Уинстэнли - страница 31
Бог и разум — одно… Немногие в то время отваживались признать эту мысль, ошеломляющую своей простотой и несомненной, явной понятностью. Разум обычно представлялся свойством, присущим человеку, куда более низким, чем великий вселенский Отец, пребывающий за облаками. Уинстэнли решился отождествить эти понятия. И позднее строил на их тождестве свое учение.
Он познакомился с любопытным человеком. Звали его Уильям Эверард. Шумный, многословный, в неизменном потрепанном армейском мундире, с полыхающими неистовым огнем глазами, он производил впечатление человека горячего, дерзкого, иногда почти невменяемого. Он говорил в таверне и возле церкви, где после службы собирался народ, — говорил не в меру громко и возбужденно о грядущем царстве мессии и свободе, которую завоюет себе народ божий.
— Все созданы равными на земле, никто не достоин принимать почести от собратьев! — выкрикивал он. — Это бог мира сего, который есть гордыня и алчность, породил все зло на земле, а имя этому злу — тирания и любоначалие, презрение к своим собратьям, убийство и уничтожение тех, кто не хочет либо не может подчиниться их тирании и поддерживать их господство, гордыню и алчность! Мы освободимся от власти царей земных!..
Ходили слухи, что Эверард сбился с пути и соблазнился, что он помешан и даже принадлежит к таинственным, блуждающим по ночам лунатикам.
Эверард, как удалось выяснить Уинстэнли, был родом из Ридинга, старого городишки, что стоит на Темзе в 36 милях к западу от Лондона.

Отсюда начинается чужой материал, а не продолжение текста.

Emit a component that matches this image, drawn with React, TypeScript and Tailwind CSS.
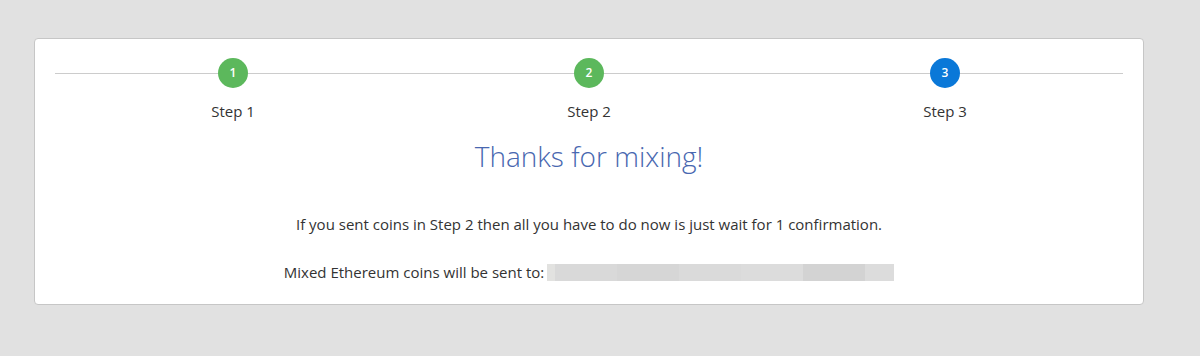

В начале гражданской войны вроде бы служил платным шпионом у одного из генералов парламентской армии под командой графа Эссекса, потом был агитатором в полках, ярым сторонником левеллерского «Народного соглашения». Участвовал в мятеже в Уэре осенью 1647 года, был арестован. Поговаривали даже, что вместе с капитаном Бреем и Уильямом Томпсоном он был причастен к заговору с целью убить короля. В декабре Эверарда освободили из тюрьмы, но из армии уволили. В Серри он появился недавно, никаких видимых занятий там у пего не было; он то приходил в Уолтон неведомо откуда, проповедовал несколько дней, то потом опять надолго исчезал.
Уильям Эверард не мог не заинтересовать Уинстэнли. Его решительность, убежденность в скором наступлении нового царства — царства полного равенства всех людей, яростное отрицание злобы мира сего, презрение к алчности и корысти — все это привлекало. В нем угадывалось много сил и разнообразных страстей; но было и что-то несерьезное, не внушавшее доверия: буйное, невменяемое, безрассудное.
Они говорили, сначала осторожно, потом все более откровенно, о скорых и необходимых переменах, которые вот-вот произойдут в Англии. Но там, где в воспаленном воображении Эверарда вставали кровавые и жуткие апокалипсические сцены, гибель мира, беспощадный Армагеддон, чудовищный зверь, выходящий из моря и пожирающий народы, — Уинстэнли виделись иные картины. Гармония, ясность, очеловечивание ада и рая — вот к чему он стремился. Он обещал беднякам, для которых писал свой трактат, не воздаяние на том свете, не кровь, пот и слезы; «рай для святых» в его представлении означал не что иное, как полное и радостное раскрытие всех способностей человека в этой, земной жизни. Хотя «царь плоти» и правит сейчас в мире, писал он, «все же это позволено ему будет недолго… такое дозволение послужит к его падению и к избавлению человека от оков плоти».
Вера Уинстэнли приобретала все более рационалистические черты. Он хотел, чтобы люди расстались с предрассудками и страхом, чтобы они перестали слепо следовать мертвой и лживой букве, проповедуемой с церковных кафедр, и приняли в душу только то, что они могут испытать собственным опытом и разумением. Он звал к революции в сознании — к новой системе ценностей, новой морали, новой вере, новому знанию, основанному па чувственном опыте. «Ибо если быстрый, безумный, неистовый гнев поднимается в человеке и заставляет его действовать согласно поспешной дикости этого дьявола, о нем говорят, что он человек неразумный или человек, который не подчиняется разуму. Но если разум правит подобно царю в человеке, тогда он сдерживает человека и внутри и снаружи, так что его по праву можно назвать разумным человеком или человеком, подчиненным разуму, и потому полезным своим братьям по творению».